Smurfs Village isn’t a new concept, combining elements of the SIMS series, Tamagotchi robot pets and several other Farmville derivatives. However one interesting addition is the capacity to spend actual money on improving your village. This allows you to fast track the rebuilding process, giving you access to games, utilities and special characters like Smurfette.


I only know one person who has gone down this route and the result was terrifying. Given free reign over her Smurfdom, she created a nightmarish futuristic high rise agrarian nightmare. Row upon row of Smurf houses sit on top of each other like a mushroom Manhattan whilst almost 100 Smurfs work the soil relentlessly, growing only the highest value crops with no break in sight. Meanwhile, Smurfette’s house sits isolated across a river, ‘for her own good.’


Without this purchase power, my own village has evolved slowly and is (I believe) a much nicer place for it. Stone walls line the paths, all homes have gardens with benches and picnic tables and crop rotation keeps the Smurfs and soil happy. Meanwhile my actual garden has gone to pot.

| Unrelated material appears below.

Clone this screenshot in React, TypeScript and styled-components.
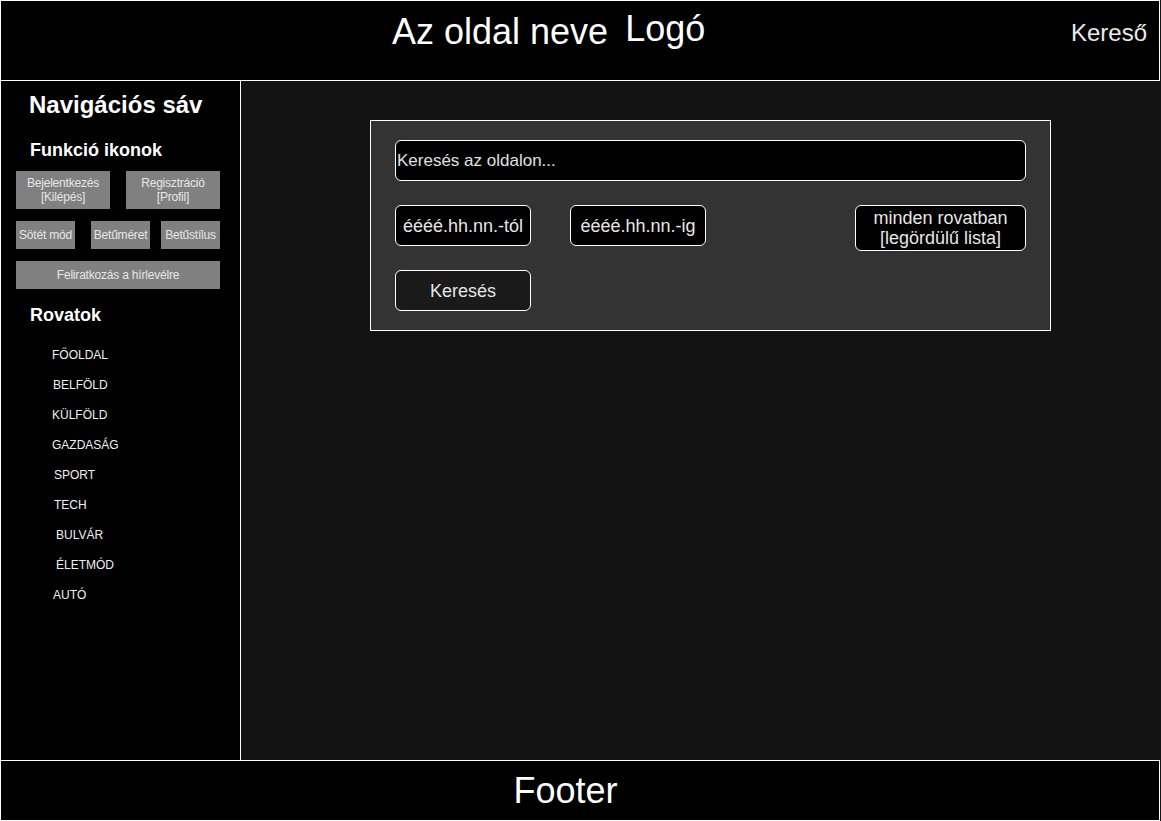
import styled, { createGlobalStyle } from "styled-components";

// Page wide defaults
const GlobalStyle = createGlobalStyle`
    html, body {
        margin: 0;
        padding: 0;
        background-color: rgb(20, 20, 20);
        font-family: "Liberation Sans", Arial, sans-serif;
    }
    * {
        box-sizing: border-box;
    }
`;

// Whole page frame
const Page = styled.div`
    display: grid;
    grid-template-rows: 81px 679px 61px;
    width: 1161px;
    height: 821px;
`;

// Top bar with site name, logo and search link
const Header = styled.header`
    display: flex;
    align-items: flex-start;
    width: 1160px;
    border: 1px solid white;
    background-color: black;
    color: white;
`;

const SiteTitle = styled.div`
    display: flex;
    align-items: baseline;
    gap: 17px;
    margin: 10px 0 0 391px;
`;

const SiteName = styled.span`
    font-size: 36px;
`;

const Logo = styled.span`
    font-size: 36px;
    position: relative;
    top: -3px;
`;

const SearchLink = styled.span`
    margin: 18px 12px 0 auto;
    font-size: 24px;
    color: rgb(235, 235, 235);
`;

// Middle part: sidebar plus content
const Body = styled.div`
    display: grid;
    grid-template-columns: 241px 919px;
`;

const Sidebar = styled.nav`
    display: flex;
    flex-direction: column;
    border-left: 1px solid white;
    border-right: 1px solid white;
    background-color: black;
    color: white;
    padding: 9px 0 0 15px;
`;

const NavTitle = styled.h1`
    margin: 0 0 0 13px;
    font-size: 24px;
    font-weight: bold;
    line-height: 30px;
`;

const SectionTitle = styled.h2<{ $top: number }>`
    margin: ${(p) => p.$top}px 0 0 14px;
    font-size: 18px;
    font-weight: bold;
    line-height: 22px;
`;

const ButtonRow = styled.div<{ $top: number }>`
    display: flex;
    width: 204px;
    margin-top: ${(p) => p.$top}px;
`;

const GrayButton = styled.div<{ $w: number; $h: number; $left?: number }>`
    display: flex;
    align-items: center;
    justify-content: center;
    width: ${(p) => p.$w}px;
    height: ${(p) => p.$h}px;
    margin-left: ${(p) => p.$left || 0}px;
    background-color: rgb(128, 128, 128);
    color: rgb(230, 230, 230);
    font-size: 12px;
    line-height: 14px;
    text-align: center;
    white-space: nowrap;
    letter-spacing: -0.2px;
`;

const SectionList = styled.ul`
    list-style: none;
    margin: 23px 0 0 0;
    padding: 0;
`;

const SectionItem = styled.li<{ $x: number }>`
    height: 30px;
    padding-left: ${(p) => p.$x}px;
    font-size: 12px;
    line-height: 12px;
    color: rgb(240, 240, 240);
`;

// Content area with the search panel
const Main = styled.main`
    background-color: rgb(19, 19, 19);
    padding: 39px 0 0 129px;
`;

const SearchPanel = styled.section`
    display: flex;
    flex-direction: column;
    width: 681px;
    height: 211px;
    border: 1px solid white;
    background-color: rgb(51, 51, 51);
    padding: 19px 24px 0 24px;
`;

const SearchInput = styled.div`
    display: flex;
    align-items: center;
    height: 41px;
    border: 1px solid white;
    border-radius: 6px;
    background-color: black;
    color: rgb(225, 225, 225);
    font-size: 17px;
    padding-left: 1px;
`;

const FieldRow = styled.div<{ $top: number }>`
    display: flex;
    align-items: flex-start;
    gap: 39px;
    margin-top: ${(p) => p.$top}px;
`;

const Field = styled.div<{ $w: number; $h: number; $bg?: string }>`
    display: flex;
    align-items: center;
    justify-content: center;
    width: ${(p) => p.$w}px;
    height: ${(p) => p.$h}px;
    border: 1px solid white;
    border-radius: 6px;
    background-color: ${(p) => p.$bg || "black"};
    color: rgb(230, 230, 230);
    font-size: 18px;
    line-height: 20px;
    text-align: center;
    white-space: nowrap;
`;

const Spacer = styled.div`
    flex: 1;
`;

const Footer = styled.footer`
    display: flex;
    align-items: center;
    justify-content: center;
    width: 1160px;
    border: 1px solid white;
    background-color: black;
    color: white;
    font-size: 36px;
    padding-right: 29px;
`;

const sections = [
    { name: "FŐOLDAL", x: 36 },
    { name: "BELFÖLD", x: 37 },
    { name: "KÜLFÖLD", x: 36 },
    { name: "GAZDASÁG", x: 36 },
    { name: "SPORT", x: 38 },
    { name: "TECH", x: 38 },
    { name: "BULVÁR", x: 40 },
    { name: "ÉLETMÓD", x: 40 },
    { name: "AUTÓ", x: 37 },
];

export default function App() {
    return (
        <>
            <GlobalStyle />
            <Page>
                <Header>
                    <SiteTitle>
                        <SiteName>Az oldal neve</SiteName>
                        <Logo>Logó</Logo>
                    </SiteTitle>
                    <SearchLink>Kereső</SearchLink>
                </Header>
                <Body>
                    <Sidebar>
                        <NavTitle>Navigációs sáv</NavTitle>
                        <SectionTitle $top={19}>Funkció ikonok</SectionTitle>
                        <ButtonRow $top={10}>
                            <GrayButton $w={94} $h={38}>Bejelentkezés<br />[Kilépés]</GrayButton>
                            <GrayButton $w={94} $h={38} $left={16}>Regisztráció<br />[Profil]</GrayButton>
                        </ButtonRow>
                        <ButtonRow $top={12}>
                            <GrayButton $w={59} $h={28}>Sötét mód</GrayButton>
                            <GrayButton $w={59} $h={28} $left={16}>Betűméret</GrayButton>
                            <GrayButton $w={59} $h={28} $left={11}>Betűstílus</GrayButton>
                        </ButtonRow>
                        <ButtonRow $top={12}>
                            <GrayButton $w={204} $h={28}>Feliratkozás a hírlevélre</GrayButton>
                        </ButtonRow>
                        <SectionTitle $top={15}>Rovatok</SectionTitle>
                        <SectionList>
                            {sections.map((s) => (
                                <SectionItem key={s.name} $x={s.x}>{s.name}</SectionItem>
                            ))}
                        </SectionList>
                    </Sidebar>
                    <Main>
                        <SearchPanel>
                            <SearchInput>Keresés az oldalon...</SearchInput>
                            <FieldRow $top={24}>
                                <Field $w={136} $h={41}>éééé.hh.nn.-tól</Field>
                                <Field $w={136} $h={41}>éééé.hh.nn.-ig</Field>
                                <Spacer />
                                <Field $w={171} $h={46}>minden rovatban<br />[legördülű lista]</Field>
                            </FieldRow>
                            <FieldRow $top={19}>
                                <Field $w={136} $h={41} $bg="rgb(26, 26, 26)">Keresés</Field>
                            </FieldRow>
                        </SearchPanel>
                    </Main>
                </Body>
                <Footer>Footer</Footer>
            </Page>
        </>
    );
}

Weeds have taken over, all my herbs have gone to seed and the grass was recently up to my knees, but that’s OK because Papa Smurf doesn’t tell me off about that.


Of course with great power comes responsibility, a burden some people take more seriously than others. Another friend was greatly distressed when the village she and her daughter had lovingly created suddenly vanished into the ether after her phone crashed. Still mourning for her little friends, she diligently restarted, only to see that village disappear and be replaced by her original creation. She now accepts that it is her destiny to tend and nurture whichever village is in front of her and has vowed not to shirk her responsibilities.


As for me, well, I’m ashamed to report that my interest in the Smurfs is already on the wane. I’m sick of being a slave to my crops and I’m bored of waiting 42 hours for Smurfs to come back from the forest after tending to a sick squirrel (unless the glitch in the programming which randomly speeds up Smurf time happens to occur). I’m over Handy Smurf’s dull hammering game and generally fed up of tarting up a village that I was quite happy with several levels ago.


In considering whether to ditch the village I was reminded of the most recent series of Mad Men, in which a spurned lover tells a newly engaged Don Draper ‘I hope she knows you only like the beginning of things.’ I wondered if this might also be true for me and the Smurfs? Could it be that with the novelty over and the interesting work done, simply maintaining my creation and generally making sure that everyone is alright is something that just isn’t in my nature? It’s almost reason to stop someone from having children.


If so, it’s the best argument I’ve heard to date that there is a God, somewhere out there. It’s just that having nicely set everything up here on Earth, leaving a few aardvarks and venus fly traps and manatees and dinosaurs and people about the place, he or she got a bit bored, downloaded a new game called Earth 2.0 and just left us all to look after ourselves.


For now my Smurfs can rest easy and I will continue to tend to their needs. Besides, I only need a few more smurfberries to buy Smurfette’s house - I’ve come too close to give up now. After that though, all bets are off. My little blue friends had better up their game in the entertainment stakes or else, in the words of their bearded leader, their smurf could be smurfed.

2 comments:

Oily said...

You've nailed it with this piece.

By the way, do you get indignant when the smurfs sit down on Handy Smirf's logs instead of walking around? Or is that just me.

Mint Custard said...

I don't mind it when they have a sit down. It's why I gave them benches. I think if I was in my village I'd be looking for benches and logs to sit down on too.